9 Jun 2018

BRUCKNER: Symphony No 4 in E flat, Romantic

From Music Alive, 7:35 pm on 9 June 2018

This audio is not downloadable due to copyright restrictions.

Performed by the New Zealand Symphony Orchestra, conducted by Lawrence Renes in a concert in Auckland Town Hall, 9 June 2018.

Anton Bruckner

Anton Bruckner Photo: Ferry Bératon [Public domain], via Wikimedia Commons

Bruckner’s mighty and epic Symphony No 4 features strongly as part of what musicologists call “The Bruckner Problem”. Which means that, because Bruckner was constantly tweaking and revising his works, it’s often almost impossible to untangle all the different versions to come to any definitive answer about his final intentions.

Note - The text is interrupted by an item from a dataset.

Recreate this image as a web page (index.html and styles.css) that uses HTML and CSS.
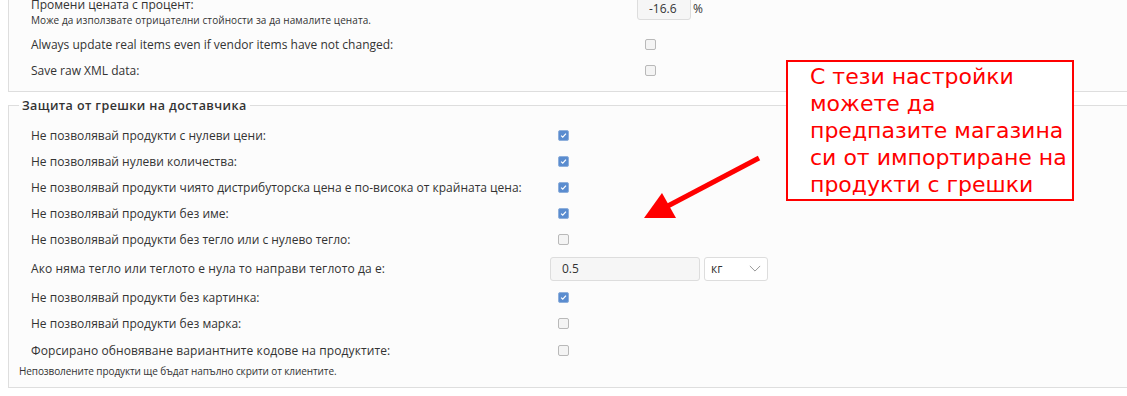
FILE: index.html
```html
<!DOCTYPE html>
<html lang="bg">
<head>
<meta charset="utf-8">
<link rel="stylesheet" href="styles.css">
</head>
<body>
<div class="page">
  <div class="box box-top">
    <div class="row row-tall top-grid">
      <div class="label">
        <div>Промени цената с процент:</div>
        <div class="hint">Може да използвате отрицателни стойности за да намалите цената.</div>
      </div>
      <div class="control"><span class="input small">-16.6</span><span class="unit">%</span></div>
    </div>
    <div class="row top-grid">
      <div class="label">Always update real items even if vendor items have not changed:</div>
      <div class="control"><span class="cb"></span></div>
    </div>
    <div class="row top-grid">
      <div class="label">Save raw XML data:</div>
      <div class="control"><span class="cb"></span></div>
    </div>
  </div>

  <fieldset class="box box-guard">
    <legend>Защита от грешки на доставчика</legend>
    <div class="row grid">
      <div class="label">Не позволявай продукти с нулеви цени:</div>
      <div class="control"><span class="cb on"><svg viewBox="0 0 12 12"><path d="M2.8 6.2 L5 8.3 L9.3 3.6" /></svg></span></div>
    </div>
    <div class="row grid">
      <div class="label">Не позволявай нулеви количества:</div>
      <div class="control"><span class="cb on"><svg viewBox="0 0 12 12"><path d="M2.8 6.2 L5 8.3 L9.3 3.6" /></svg></span></div>
    </div>
    <div class="row grid">
      <div class="label">Не позволявай продукти чиято дистрибуторска цена е по-висока от крайната цена:</div>
      <div class="control"><span class="cb on"><svg viewBox="0 0 12 12"><path d="M2.8 6.2 L5 8.3 L9.3 3.6" /></svg></span></div>
    </div>
    <div class="row grid">
      <div class="label">Не позволявай продукти без име:</div>
      <div class="control"><span class="cb on"><svg viewBox="0 0 12 12"><path d="M2.8 6.2 L5 8.3 L9.3 3.6" /></svg></span></div>
    </div>
    <div class="row row-last grid">
      <div class="label">Не позволявай продукти без тегло или с нулево тегло:</div>
      <div class="control"><span class="cb"></span></div>
    </div>
    <div class="row row-input grid">
      <div class="label alt">Ако няма тегло или теглото е нула то направи теглото да е:</div>
      <div class="control flat">
        <span class="input wide">0.5</span>
        <span class="select">кг<svg viewBox="0 0 14 8"><path d="M1 1 L7 7 L13 1" /></svg></span>
      </div>
    </div>
    <div class="row grid">
      <div class="label">Не позволявай продукти без картинка:</div>
      <div class="control"><span class="cb on"><svg viewBox="0 0 12 12"><path d="M2.8 6.2 L5 8.3 L9.3 3.6" /></svg></span></div>
    </div>
    <div class="row row-last grid">
      <div class="label">Не позволявай продукти без марка:</div>
      <div class="control"><span class="cb"></span></div>
    </div>
    <div class="row grid">
      <div class="label alt">Форсирано обновяване вариантните кодове на продуктите:</div>
      <div class="control"><span class="cb"></span></div>
    </div>
    <div class="note">Непозволените продукти ще бъдат напълно скрити от клиентите.</div>
  </fieldset>

  <div class="callout">С тези настройки можете да предпазите магазина си от импортиране на продукти с грешки</div>
  <svg class="arrow" width="1127" height="396" viewBox="0 0 1127 396">
    <line x1="759" y1="158" x2="664" y2="208" />
    <polygon points="644,218 662,193 676,218" />
  </svg>
</div>
</body>
</html>
```

FILE: styles.css
```css
html, body {
  margin: 0;
  padding: 0;
  background: #ffffff;
  overflow: hidden;
}

.page {
  position: relative;
  display: flow-root;
  width: 1127px;
  height: 396px;
  padding-left: 8px;
  box-sizing: border-box;
  font-family: "Open Sans", "Liberation Sans", sans-serif;
  font-size: 12px;
  color: #333333;
}

.box {
  background: #fcfcfc;
  border: 1px solid #dedede;
  border-right: none;
  margin: 0;
  min-width: 0;
}

.box-top {
  margin-top: -12px;
  padding: 9px 0 8px 22px;
}

.box-guard {
  margin-top: 5px;
  padding: 8px 0 9px 10px;
}

legend {
  padding: 0 3px;
  font-size: 12.5px;
  font-weight: 600;
  letter-spacing: 0.4px;
  color: #333333;
}

.row {
  display: grid;
  align-items: center;
  height: 26px;
}

.row.row-last {
  height: 27px;
}

.top-grid {
  grid-template-columns: 606px auto;
}

.grid {
  grid-template-columns: 519px auto;
  padding-left: 12px;
}

.row-tall {
  height: 33px;
  align-items: start;
}

.row-tall .label {
  line-height: 14px;
}

.row.row-input {
  height: 31px;
}

.hint {
  font-size: 10px;
  margin-top: 1px;
  letter-spacing: 0.08px;
}

.label.alt {
  letter-spacing: 0.1px;
}

.control {
  display: flex;
  align-items: center;
  padding-left: 8px;
}

.control.flat {
  padding-left: 0;
  gap: 4px;
}

.cb {
  box-sizing: border-box;
  width: 11px;
  height: 11px;
  border: 1px solid #b9b9b9;
  border-radius: 2px;
  background: #f4f4f4;
  display: flex;
}

.cb.on {
  background: #5a8ccf;
  border-color: #8fb0dc;
}

.cb svg {
  width: 100%;
  height: 100%;
}

.cb path {
  fill: none;
  stroke: #ffffff;
  stroke-width: 1.6;
}

.input {
  box-sizing: border-box;
  display: flex;
  align-items: center;
  height: 24px;
  background: #f6f6f6;
  border: 1px solid #dddddd;
  border-radius: 3px;
  padding-left: 11px;
  color: #333333;
}

.input.small {
  width: 54px;
  margin-left: -8px;
  margin-top: -2px;
}

.unit {
  margin-left: 2px;
  margin-top: -2px;
}

.input.wide {
  width: 150px;
}

.select {
  box-sizing: border-box;
  width: 64px;
  height: 24px;
  display: flex;
  align-items: center;
  justify-content: space-between;
  padding: 0 6px 0 6px;
  background: #ffffff;
  border: 1px solid #dddddd;
  border-radius: 3px;
}

.select svg {
  width: 12px;
  height: 7px;
}

.select path {
  fill: none;
  stroke: #888888;
  stroke-width: 1;
}

.note {
  font-size: 10px;
  line-height: 13px;
  margin-top: 2px;
  letter-spacing: -0.1px;
}

.callout {
  position: absolute;
  left: 786px;
  top: 60px;
  width: 288px;
  height: 141px;
  box-sizing: border-box;
  border: 2px solid #ff0000;
  background: #ffffff;
  padding: 1px 4px 0 22px;
  font-family: "DejaVu Sans", sans-serif;
  font-size: 22px;
  line-height: 27px;
  color: #ff0000;
}

.arrow {
  position: absolute;
  left: 0;
  top: 0;
  pointer-events: none;
}

.arrow line {
  stroke: #ff0000;
  stroke-width: 5;
}

.arrow polygon {
  fill: #ff0000;
}
```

The first version of the Fourth Symphony was written in 1874, but Bruckner revised it over and over again between 1876 and 1880, and it wasn’t performed until 1881, and even after that he continued to tinker with it.

Bruckner himself gave his Fourth Symphony the title “Romantic” symphony, although for some reason this name is often not mentioned, as in the NZSO’s printed programme. Along with the Seventh, it’s probably his most popular symphony, and was certainly his first popular success. Bruckner symphonies are constructed on a massive scale,  and unfold spaciously and majestically. He “thinks big”, and these grandiose structures are like slow-moving monoliths of sound – one might almost say “cathedrals in sound”.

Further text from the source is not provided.